In April 1990, the Financial Action Task Force on Money Laundering (FATF)[1] issued a set of 40 Recommendations for improving national legal systems, enhancing the role of the financial sector and intensifying cooperation in the fight against money laundering. These Recommendations were revised and updated in 1996 and in 2003 in order to reflect changes in money laundering techniques and trends. The 2003 Recommendations are considerably more detailed than the previous ones, in particular with regard to customer identification and due diligence requirements, suspicious transactions reporting requirements and seizing and freezing mechanisms. They also include measures to be taken in order to avoid the misuse of corporate vehicles and apply to several designated non-financial businesses and professions.
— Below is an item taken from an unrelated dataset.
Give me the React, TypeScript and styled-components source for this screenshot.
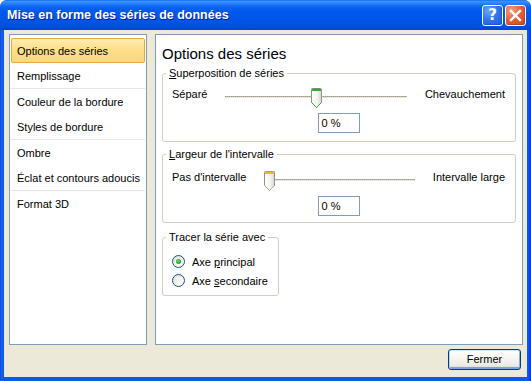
import React from "react";
import styled, { createGlobalStyle } from "styled-components";

const Global = createGlobalStyle`
  html, body { margin: 0; padding: 0; background: #ffffff; }
  body { font-family: "Liberation Sans", Arial, sans-serif; font-size: 11px; color: #000; }
  * { box-sizing: border-box; }
`;

const Window = styled.div`
  width: 531px;
  height: 381px;
  display: flex;
  flex-direction: column;
  background: linear-gradient(to right, #0831d9 0px, #166aee 1px, #0d5ae8 3px, #0d5ae8 calc(100% - 3px), #0831d9 100%);
  border-radius: 7px 7px 0 0;
  overflow: hidden;
`;

const TitleBar = styled.div`
  height: 30px;
  flex: none;
  display: flex;
  align-items: center;
  padding: 0 5px 0 7px;
  background: linear-gradient(
    to bottom,
    #0a5ce8 0px,
    #3d95ff 1px,
    #2b86ff 3px,
    #0a63f0 7px,
    #0058ee 12px,
    #0055e7 20px,
    #0050e0 26px,
    #0046d6 29px,
    #003dc9 30px
  );
`;

const Title = styled.div`
  flex: 1;
  color: #ffffff;
  font-family: "Liberation Sans", Arial, sans-serif;
  font-weight: bold;
  font-size: 12.5px;
  text-shadow: 1px 1px 0 #0a1e90;
  padding-bottom: 1px;
`;

const CaptionButtons = styled.div`
  display: flex;
  gap: 2px;
`;

const CaptionButton = styled.div<{ $kind: "help" | "close" }>`
  width: 21px;
  height: 21px;
  border: 1px solid #ffffff;
  border-radius: 3px;
  display: flex;
  align-items: center;
  justify-content: center;
  color: #ffffff;
  font-family: "DejaVu Sans", sans-serif;
  font-weight: bold;
  font-size: 15px;
  background: ${(p) =>
    p.$kind === "help"
      ? "radial-gradient(circle at 30% 25%, #6aa6ff 0%, #2f72ef 50%, #1d56dd 100%)"
      : "radial-gradient(circle at 30% 25%, #f4a184 0%, #e35d36 50%, #cc4420 100%)"};
  box-shadow: inset -1px -1px 0 rgba(0, 0, 0, 0.15);
`;

const Body = styled.div`
  flex: 1;
  margin: 0 0 4px 4px;
  width: 523px;
  background: #ece9d8;
  display: flex;
  flex-direction: column;
  padding: 4px 4px 0 5px;
`;

const Main = styled.div`
  height: 311px;
  display: flex;
  gap: 8px;
`;

const Nav = styled.div`
  width: 138px;
  flex: none;
  background: #ffffff;
  border: 1px solid #7f9db9;
  padding: 3px 1px 1px 1px;
  display: flex;
  flex-direction: column;
`;

const NavItem = styled.div<{ $selected?: boolean }>`
  height: 25px;
  display: flex;
  align-items: center;
  padding-left: 5px;
  border: 1px solid ${(p) => (p.$selected ? "#e4a93c" : "transparent")};
  border-radius: 2px;
  background: ${(p) =>
    p.$selected ? "linear-gradient(to bottom, #ffeeb2 0%, #fde08f 40%, #fcd77a 100%)" : "transparent"};
  white-space: nowrap;
`;

const NavSeparator = styled.div`
  height: 1px;
  background: #e3e7ee;
`;

const Content = styled.div`
  flex: 1;
  background: #ffffff;
  border: 1px solid #7f9db9;
  padding: 10px 6px 0 6px;
  display: flex;
  flex-direction: column;
`;

const Heading = styled.div`
  font-size: 15px;
  line-height: 18px;
  height: 18px;
`;

const Group = styled.fieldset<{ $top: number; $pt: number; $pb: number; $width?: number }>`
  margin: ${(p) => p.$top}px 0 0 0;
  border: 1px solid #d0d0bf;
  border-radius: 3px;
  padding: ${(p) => p.$pt}px 10px ${(p) => p.$pb}px 9px;
  min-width: 0;
  ${(p) => (p.$width ? `width: ${p.$width}px;` : "")}
  display: flex;
  flex-direction: column;
`;

const Legend = styled.legend`
  margin-left: -6px;
  padding: 0 3px;
  line-height: 13px;
  font-size: 11px;
  white-space: nowrap;
`;

const U = styled.span`
  text-decoration: underline;
  text-underline-offset: 1px;
`;

const SliderRow = styled.div`
  height: 20px;
  display: flex;
  gap: 18px;
  align-items: flex-start;
`;

const SliderLabel = styled.div`
  line-height: 11px;
  margin-top: 1px;
  white-space: nowrap;
`;

const Track = styled.div`
  flex: 1;
  position: relative;
  height: 20px;
  &::before {
    content: "";
    position: absolute;
    left: 0;
    right: 0;
    top: 8px;
    height: 1px;
    background: repeating-linear-gradient(to right, #9c9b97 0px, #9c9b97 1px, #b7b5ad 1px, #b7b5ad 2px);
  }
  &::after {
    content: "";
    position: absolute;
    left: 0;
    right: 0;
    top: 9px;
    height: 1px;
    background: #ebe8d8;
  }
`;

const ThumbWrap = styled.div`
  position: absolute;
  top: 0;
  width: 11px;
  height: 20px;
  z-index: 1;
`;

const ValueBox = styled.div`
  align-self: center;
  margin-top: 5px;
  width: 42px;
  height: 20px;
  border: 1px solid #7f9db9;
  background: #ffffff;
  padding-left: 3px;
  display: flex;
  align-items: center;
  line-height: 13px;
`;

const RadioRow = styled.div`
  height: 19px;
  display: flex;
  align-items: center;
  gap: 7px;
  white-space: nowrap;
`;

const RadioCircle = styled.div<{ $checked?: boolean }>`
  width: 13px;
  height: 13px;
  border-radius: 50%;
  border: 1px solid #1c5180;
  background: radial-gradient(circle at 65% 70%, #ffffff 0%, #f3f3ef 40%, #d9d9d2 100%);
  display: flex;
  align-items: center;
  justify-content: center;
  &::after {
    content: "";
    display: ${(p) => (p.$checked ? "block" : "none")};
    width: 5px;
    height: 5px;
    border-radius: 50%;
    background: radial-gradient(circle at 40% 40%, #7be07b 0%, #2fb22f 45%, #1f8f1f 100%);
  }
`;

const Footer = styled.div`
  height: 32px;
  display: flex;
  justify-content: flex-end;
  align-items: flex-start;
  padding: 4px 2px 0 0;
`;

const Button = styled.div`
  width: 73px;
  height: 21px;
  border: 1px solid #003c74;
  border-radius: 3px;
  background: linear-gradient(to bottom, #ffffff 0%, #f6f6f2 40%, #ecebe4 80%, #d8d4c8 100%);
  box-shadow: inset 0 1px 0 #cee7ff, inset 1px 0 0 #bcd4f6, inset -1px 0 0 #89ade4, inset 0 -2px 0 #7ba2e7;
  display: flex;
  align-items: center;
  justify-content: center;
  font-size: 11px;
  padding-bottom: 1px;
`;

const Thumb: React.FC<{ accent: string; tip: string }> = ({ accent, tip }) => (
  <svg width="11" height="20" viewBox="0 0 11 20">
    <defs>
      <linearGradient id={`tg${accent.slice(1)}`} x1="0" y1="0" x2="1" y2="0">
        <stop offset="0" stopColor="#ffffff" />
        <stop offset="0.6" stopColor="#f2f2ee" />
        <stop offset="1" stopColor="#d6d5ce" />
      </linearGradient>
    </defs>
    <path
      d="M0.5 1.5 Q0.5 0.5 1.5 0.5 H9.5 Q10.5 0.5 10.5 1.5 V14.5 L5.5 19.5 L0.5 14.5 Z"
      fill={`url(#tg${accent.slice(1)})`}
      stroke="#8e8f8f"
    />
    <path d="M0.5 14.5 L5.5 19.5 L10.5 14.5" fill="none" stroke={tip} />
    <rect x="1" y="1" width="9" height="2" fill={accent} />
    <rect x="1.5" y="0.5" width="8" height="1" fill={accent} opacity="0.8" />
  </svg>
);

const Slider: React.FC<{ left: string; right: string; value: number; accent: string; tip: string }> = ({
  left,
  right,
  value,
  accent,
  tip,
}) => (
  <SliderRow>
    <SliderLabel>{left}</SliderLabel>
    <Track>
      <ThumbWrap style={{ left: `calc((100% - 11px) * ${value})` }}>
        <Thumb accent={accent} tip={tip} />
      </ThumbWrap>
    </Track>
    <SliderLabel>{right}</SliderLabel>
  </SliderRow>
);

const CloseIcon = () => (
  <svg width="13" height="13" viewBox="0 0 13 13">
    <path d="M2 2 L11 11 M11 2 L2 11" stroke="#ffffff" strokeWidth="2.4" strokeLinecap="square" />
  </svg>
);

export default function App() {
  return (
    <>
      <Global />
      <Window>
        <TitleBar>
          <Title>Mise en forme des séries de données</Title>
          <CaptionButtons>
            <CaptionButton $kind="help">?</CaptionButton>
            <CaptionButton $kind="close">
              <CloseIcon />
            </CaptionButton>
          </CaptionButtons>
        </TitleBar>
        <Body>
          <Main>
            <Nav>
              <NavItem $selected>Options des séries</NavItem>
              <NavItem>Remplissage</NavItem>
              <NavSeparator />
              <NavItem>Couleur de la bordure</NavItem>
              <NavItem>Styles de bordure</NavItem>
              <NavSeparator />
              <NavItem>Ombre</NavItem>
              <NavItem>Éclat et contours adoucis</NavItem>
              <NavSeparator />
              <NavItem>Format 3D</NavItem>
            </Nav>
            <Content>
              <Heading>Options des séries</Heading>
              <Group $top={4} $pt={8} $pb={8}>
                <Legend>
                  <U>S</U>uperposition de séries
                </Legend>
                <Slider left="Séparé" right="Chevauchement" value={0.5} accent="#3aa53a" tip="#3aa53a" />
                <ValueBox>0 %</ValueBox>
              </Group>
              <Group $top={6} $pt={10} $pb={6}>
                <Legend>
                  <U>L</U>argeur de l'intervalle
                </Legend>
                <Slider left="Pas d'intervalle" right="Intervalle large" value={0} accent="#f4b43c" tip="#b0a890" />
                <ValueBox>0 %</ValueBox>
              </Group>
              <Group $top={8} $pt={8} $pb={5} $width={117}>
                <Legend>Tracer la série avec</Legend>
                <RadioRow>
                  <RadioCircle $checked />
                  <span>
                    Axe <U>p</U>rincipal
                  </span>
                </RadioRow>
                <RadioRow>
                  <RadioCircle />
                  <span>
                    Axe <U>s</U>econdaire
                  </span>
                </RadioRow>
              </Group>
            </Content>
          </Main>
          <Footer>
            <Button>Fermer</Button>
          </Footer>
        </Body>
      </Window>
    </>
  );
}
These last measures were adopted in response to the increasingly sophisticated money laundering techniques, such as the use of legal persons to disguise the true ownership and control of illegal proceeds, and to the increased use of non-financial professionals to provide advice and assistance in money laundering schemes.

The FATF extended its mandate in October 2001 to cover the fight against terrorist financing and issued 8 Special Recommendations on combating the financing of terrorism. A 9th Special Recommendation was adopted in October 2004. These new standards recommend the criminalization of the financing of terrorism in accordance with the UN Convention for the Suppression of the Financing of Terrorism, address practices used by terrorists to finance their activities (such as the misuse of wire transfers, alternative remittance systems and non-profit organizations) and call for the implementation of specific asset freezing, seizing and confiscation mechanisms.

Taken together, the FATF 40+9 Recommendations provide a comprehensive set of measures for an effective legal and institutional regime against money laundering and the financing of terrorism.